→ Short exercise: Set down the data below without change, skipping the pictures it holds.

##### Information supplied #####

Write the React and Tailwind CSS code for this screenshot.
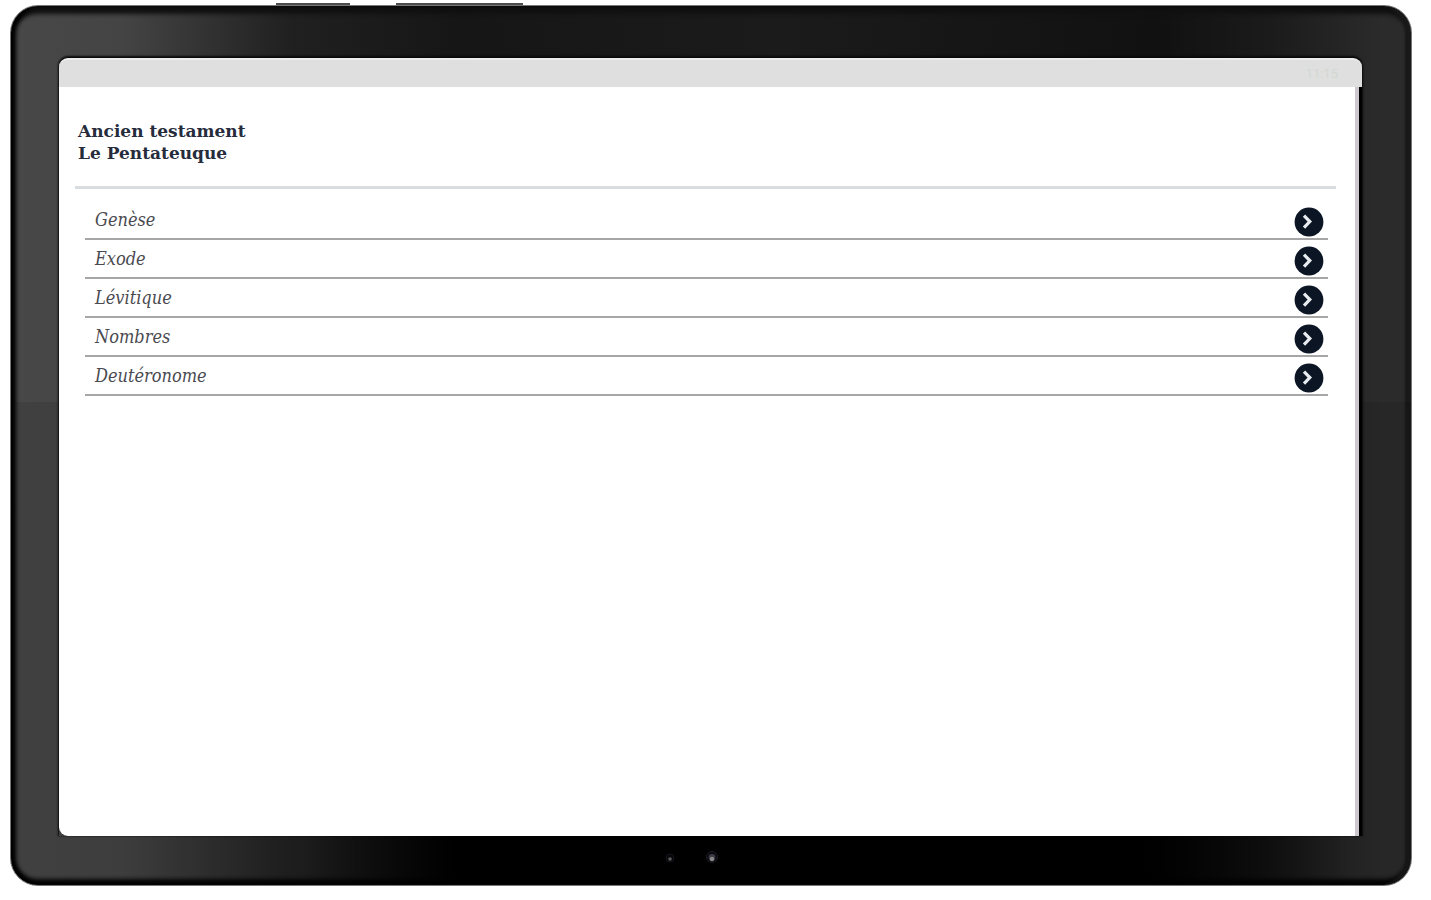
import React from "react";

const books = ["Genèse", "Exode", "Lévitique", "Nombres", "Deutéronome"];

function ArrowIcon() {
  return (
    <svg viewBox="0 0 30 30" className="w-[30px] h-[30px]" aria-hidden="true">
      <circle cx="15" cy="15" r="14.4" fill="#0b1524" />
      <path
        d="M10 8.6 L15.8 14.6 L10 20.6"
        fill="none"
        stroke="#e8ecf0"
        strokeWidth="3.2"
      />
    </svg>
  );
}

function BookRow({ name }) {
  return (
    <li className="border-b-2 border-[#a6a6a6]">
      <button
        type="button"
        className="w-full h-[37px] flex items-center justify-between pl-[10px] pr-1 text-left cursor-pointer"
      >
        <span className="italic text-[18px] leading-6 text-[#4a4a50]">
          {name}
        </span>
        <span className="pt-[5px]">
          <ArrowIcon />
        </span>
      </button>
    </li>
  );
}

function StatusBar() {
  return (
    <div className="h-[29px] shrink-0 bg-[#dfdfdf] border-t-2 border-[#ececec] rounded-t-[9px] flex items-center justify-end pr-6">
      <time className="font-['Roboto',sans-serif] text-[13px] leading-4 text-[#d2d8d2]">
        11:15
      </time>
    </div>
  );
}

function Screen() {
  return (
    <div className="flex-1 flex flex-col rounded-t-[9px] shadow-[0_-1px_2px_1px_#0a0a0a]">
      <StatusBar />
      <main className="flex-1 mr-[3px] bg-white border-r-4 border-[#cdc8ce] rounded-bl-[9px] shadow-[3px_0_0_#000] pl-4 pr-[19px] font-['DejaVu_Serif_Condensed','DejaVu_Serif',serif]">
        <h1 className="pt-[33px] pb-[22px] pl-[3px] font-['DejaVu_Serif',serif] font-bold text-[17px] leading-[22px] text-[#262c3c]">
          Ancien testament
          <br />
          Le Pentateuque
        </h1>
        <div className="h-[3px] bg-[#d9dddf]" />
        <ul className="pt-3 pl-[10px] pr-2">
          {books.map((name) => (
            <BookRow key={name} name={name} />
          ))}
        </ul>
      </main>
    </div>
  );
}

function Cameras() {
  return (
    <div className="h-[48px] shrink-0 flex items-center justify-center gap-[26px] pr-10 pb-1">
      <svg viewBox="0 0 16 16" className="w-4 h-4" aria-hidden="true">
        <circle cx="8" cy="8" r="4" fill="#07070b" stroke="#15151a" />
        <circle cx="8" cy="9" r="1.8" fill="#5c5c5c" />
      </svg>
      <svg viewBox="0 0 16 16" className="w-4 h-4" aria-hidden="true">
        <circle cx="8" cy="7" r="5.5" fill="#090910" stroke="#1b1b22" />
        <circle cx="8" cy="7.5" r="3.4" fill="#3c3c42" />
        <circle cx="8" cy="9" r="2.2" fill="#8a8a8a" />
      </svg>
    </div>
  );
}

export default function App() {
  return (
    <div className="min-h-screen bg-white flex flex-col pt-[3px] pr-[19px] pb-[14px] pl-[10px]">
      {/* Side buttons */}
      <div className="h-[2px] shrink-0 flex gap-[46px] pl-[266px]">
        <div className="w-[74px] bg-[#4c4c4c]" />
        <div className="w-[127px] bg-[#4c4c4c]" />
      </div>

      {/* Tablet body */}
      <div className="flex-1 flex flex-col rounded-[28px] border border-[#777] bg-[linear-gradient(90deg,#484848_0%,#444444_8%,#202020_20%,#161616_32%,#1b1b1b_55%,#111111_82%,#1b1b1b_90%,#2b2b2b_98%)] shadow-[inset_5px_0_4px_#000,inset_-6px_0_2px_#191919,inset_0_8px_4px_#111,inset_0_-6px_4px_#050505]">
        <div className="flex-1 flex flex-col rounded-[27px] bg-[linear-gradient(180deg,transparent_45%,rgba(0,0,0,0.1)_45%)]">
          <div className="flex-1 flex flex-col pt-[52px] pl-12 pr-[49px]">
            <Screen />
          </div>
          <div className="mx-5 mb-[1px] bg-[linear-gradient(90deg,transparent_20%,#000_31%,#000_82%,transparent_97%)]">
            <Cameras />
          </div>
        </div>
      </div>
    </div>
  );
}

#####

→ Response:
Write the React and Tailwind CSS code for this screenshot.
import React from "react";

const books = ["Genèse", "Exode", "Lévitique", "Nombres", "Deutéronome"];

function ArrowIcon() {
  return (
    <svg viewBox="0 0 30 30" className="w-[30px] h-[30px]" aria-hidden="true">
      <circle cx="15" cy="15" r="14.4" fill="#0b1524" />
      <path
        d="M10 8.6 L15.8 14.6 L10 20.6"
        fill="none"
        stroke="#e8ecf0"
        strokeWidth="3.2"
      />
    </svg>
  );
}

function BookRow({ name }) {
  return (
    <li className="border-b-2 border-[#a6a6a6]">
      <button
        type="button"
        className="w-full h-[37px] flex items-center justify-between pl-[10px] pr-1 text-left cursor-pointer"
      >
        <span className="italic text-[18px] leading-6 text-[#4a4a50]">
          {name}
        </span>
        <span className="pt-[5px]">
          <ArrowIcon />
        </span>
      </button>
    </li>
  );
}

function StatusBar() {
  return (
    <div className="h-[29px] shrink-0 bg-[#dfdfdf] border-t-2 border-[#ececec] rounded-t-[9px] flex items-center justify-end pr-6">
      <time className="font-['Roboto',sans-serif] text-[13px] leading-4 text-[#d2d8d2]">
        11:15
      </time>
    </div>
  );
}

function Screen() {
  return (
    <div className="flex-1 flex flex-col rounded-t-[9px] shadow-[0_-1px_2px_1px_#0a0a0a]">
      <StatusBar />
      <main className="flex-1 mr-[3px] bg-white border-r-4 border-[#cdc8ce] rounded-bl-[9px] shadow-[3px_0_0_#000] pl-4 pr-[19px] font-['DejaVu_Serif_Condensed','DejaVu_Serif',serif]">
        <h1 className="pt-[33px] pb-[22px] pl-[3px] font-['DejaVu_Serif',serif] font-bold text-[17px] leading-[22px] text-[#262c3c]">
          Ancien testament
          <br />
          Le Pentateuque
        </h1>
        <div className="h-[3px] bg-[#d9dddf]" />
        <ul className="pt-3 pl-[10px] pr-2">
          {books.map((name) => (
            <BookRow key={name} name={name} />
          ))}
        </ul>
      </main>
    </div>
  );
}

function Cameras() {
  return (
    <div className="h-[48px] shrink-0 flex items-center justify-center gap-[26px] pr-10 pb-1">
      <svg viewBox="0 0 16 16" className="w-4 h-4" aria-hidden="true">
        <circle cx="8" cy="8" r="4" fill="#07070b" stroke="#15151a" />
        <circle cx="8" cy="9" r="1.8" fill="#5c5c5c" />
      </svg>
      <svg viewBox="0 0 16 16" className="w-4 h-4" aria-hidden="true">
        <circle cx="8" cy="7" r="5.5" fill="#090910" stroke="#1b1b22" />
        <circle cx="8" cy="7.5" r="3.4" fill="#3c3c42" />
        <circle cx="8" cy="9" r="2.2" fill="#8a8a8a" />
      </svg>
    </div>
  );
}

export default function App() {
  return (
    <div className="min-h-screen bg-white flex flex-col pt-[3px] pr-[19px] pb-[14px] pl-[10px]">
      {/* Side buttons */}
      <div className="h-[2px] shrink-0 flex gap-[46px] pl-[266px]">
        <div className="w-[74px] bg-[#4c4c4c]" />
        <div className="w-[127px] bg-[#4c4c4c]" />
      </div>

      {/* Tablet body */}
      <div className="flex-1 flex flex-col rounded-[28px] border border-[#777] bg-[linear-gradient(90deg,#484848_0%,#444444_8%,#202020_20%,#161616_32%,#1b1b1b_55%,#111111_82%,#1b1b1b_90%,#2b2b2b_98%)] shadow-[inset_5px_0_4px_#000,inset_-6px_0_2px_#191919,inset_0_8px_4px_#111,inset_0_-6px_4px_#050505]">
        <div className="flex-1 flex flex-col rounded-[27px] bg-[linear-gradient(180deg,transparent_45%,rgba(0,0,0,0.1)_45%)]">
          <div className="flex-1 flex flex-col pt-[52px] pl-12 pr-[49px]">
            <Screen />
          </div>
          <div className="mx-5 mb-[1px] bg-[linear-gradient(90deg,transparent_20%,#000_31%,#000_82%,transparent_97%)]">
            <Cameras />
          </div>
        </div>
      </div>
    </div>
  );
}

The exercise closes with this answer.